Summary

  • Nakamura’s work is grounded in women of color feminism and questions of labor: she asks how WoC feminism can texture digital studies, “particularly in light of the emphasis on the physical and material” brought to light in media archaeology (920).
  • The archive: Navajo women working for Fairchild Semiconductor: Fairchild “produced a racial and cultural argument for recruiting young female workers in the electronics, and later digital device production industries, from among the Navajo population” (921).
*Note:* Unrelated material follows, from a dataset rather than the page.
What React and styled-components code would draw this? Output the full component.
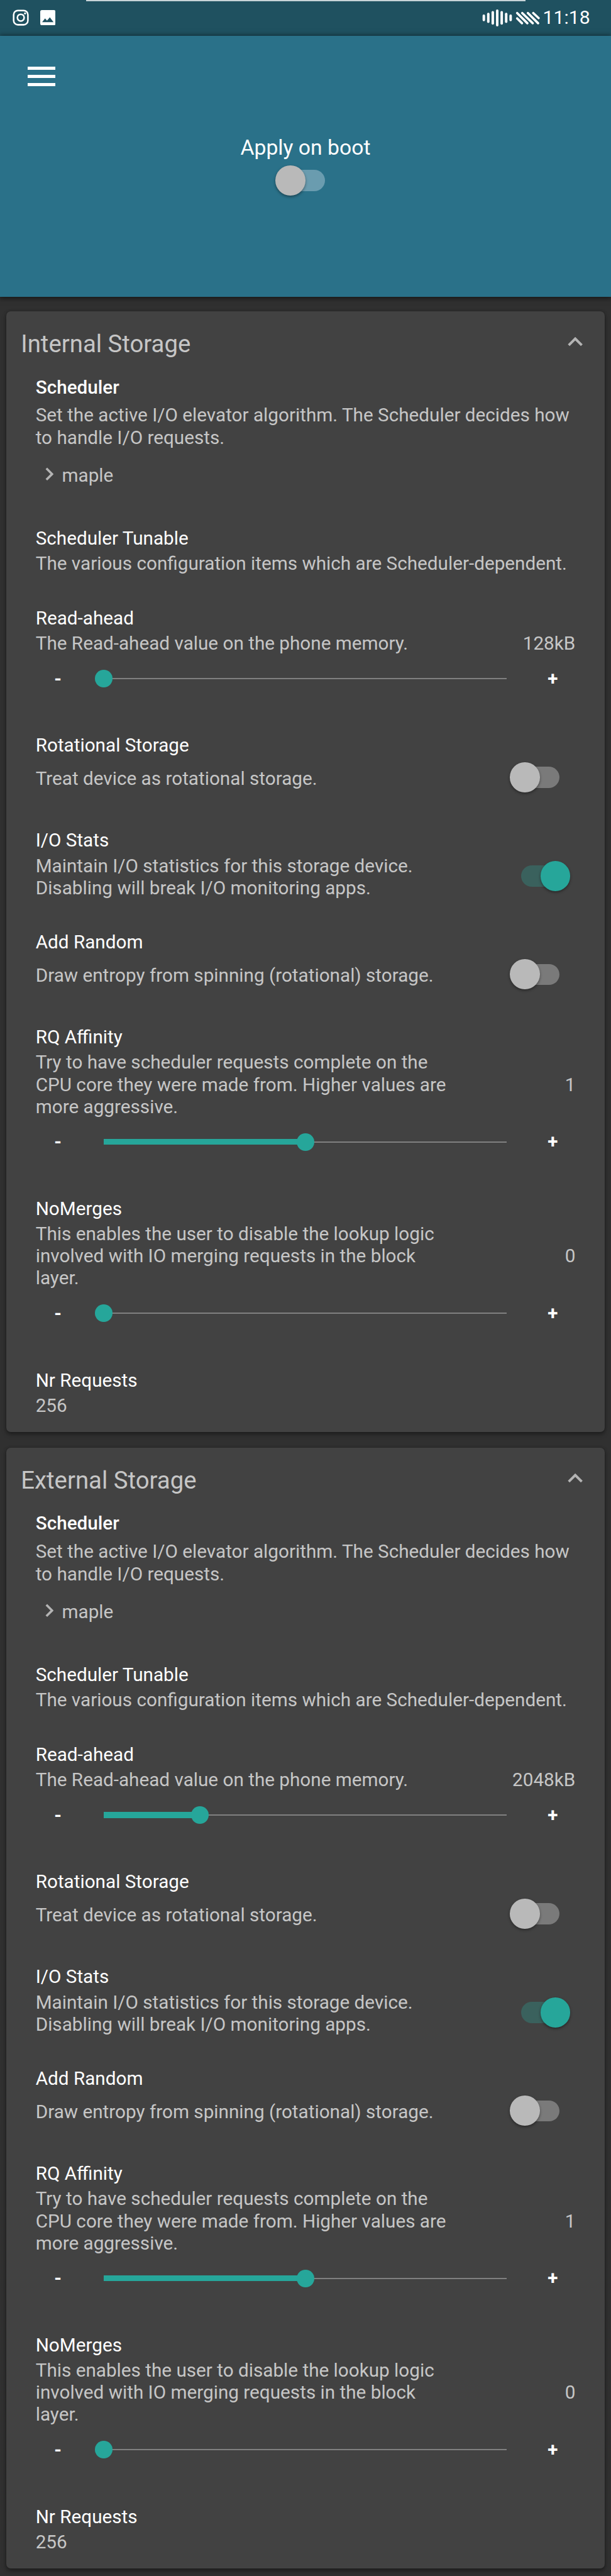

Navajo women’s labor becomes a “visual and symbolic resource” for the development of semiconductors. (Compare to Rosner’s work on “weaving core memory”; also Haraway’s “oppositional weaving.”)

Keywords

Notes

  • The Shiprock plant on Navajo land; little discussed except as part of narratives of outsourcing; “Reservations provided spaces of exception to US laws on minimum wage; in this way they were like foreign countries, but in other ways American mythologies around Indianness gave these workers a desirable identity as culturally foreign yet familiar” (923).
  • “In Fairchild’s promotional materials and in journalistic accounts, Navajo workers were always represented as different from white workers, as possessing innate racial and cultural traits that could be enhanced or rehabilitated to produce chips accurately, quickly, and painlessly” (924). Coincided w/ Navajo leaders’ desire to “modernize” in the 1960s.
  • Navajo women’s racialized qualities as precursors to the neoliberal creative class (cf Liu): flexibility, dexterity, responsiveness, on-the-moment availability (926).
  • “It was an opportune year to argue for the spiritual and natural qualities of high-tech manufacturing. Counterculture gurus such as the poet Gary Snyder and the publishing entrepreneur Stewart Brand viewed Indians as a curative to the anomie and alienation of American corporate culture, and Indians were already perceived as intimately connected to nature” (931), cf Turner.
  • “Race and gender are themselves forms of flexible capital. When it helps create a compelling narrative that justifies, even celebrates, the yoking of corporate interests to indigenous governance, Navajo women are understood and perceived as docile, flexible, and natural electronics workers, and indigenous identities change as a result” (933).
  • “The liberal discourse of the seventies assuaged its conscience in consigning vulnerable populations like Native Americans to this type of labor by suturing the work itself to an emergent discourse of multiculturalism. How could this type of labor be exploitative when it was already so much like the “native” cultural production that Indians had done for centuries without pay, the original ‘free labor,’ such as weaving blankets?” (935).
  • Transitions into thinking about platform studies, citing Montfort & Bogost: cheap Navajo labor becomes a platform upon which to build digital technologies (936).
  • “However, if we look inside computing hardware, we will not see dancing bunny-suited clean room workers, happily making chips for free. Instead we see Asian women, Latinas, and Navajo women and other women of color. Looking inside digital culture means both looking back in time to the roots of the computing industry and the specific material production practices that positioned race and gender as commodities in electronics factories. This labor is temporally hidden, within a very early period of digital computing history, and hidden spatially” (937). These points are vital when thinking about transnational electronics pollution and the Global South.

Archive and Impact

  • Begins from Haraway’s “Cyborg Manifesto” and the question of “oppositional strategies” (919); “Haraway’s Marxian insistence on materiality rather than just virtuality in the ‘Cyborg Manifesto’—on the gendering and racializing of bodies as well as on computer hardware itself—anticipated many of the concerns at the center of media archaeology and platform studies in the twenty-first century” (919). Also ties together Terranova’s concept of “free labor” (920).
  • Nakamura’s got a fascinating archive here: Fairchild industrial and internal documents, incl. brochures. Points to the relatively untapped depth of corporate archives.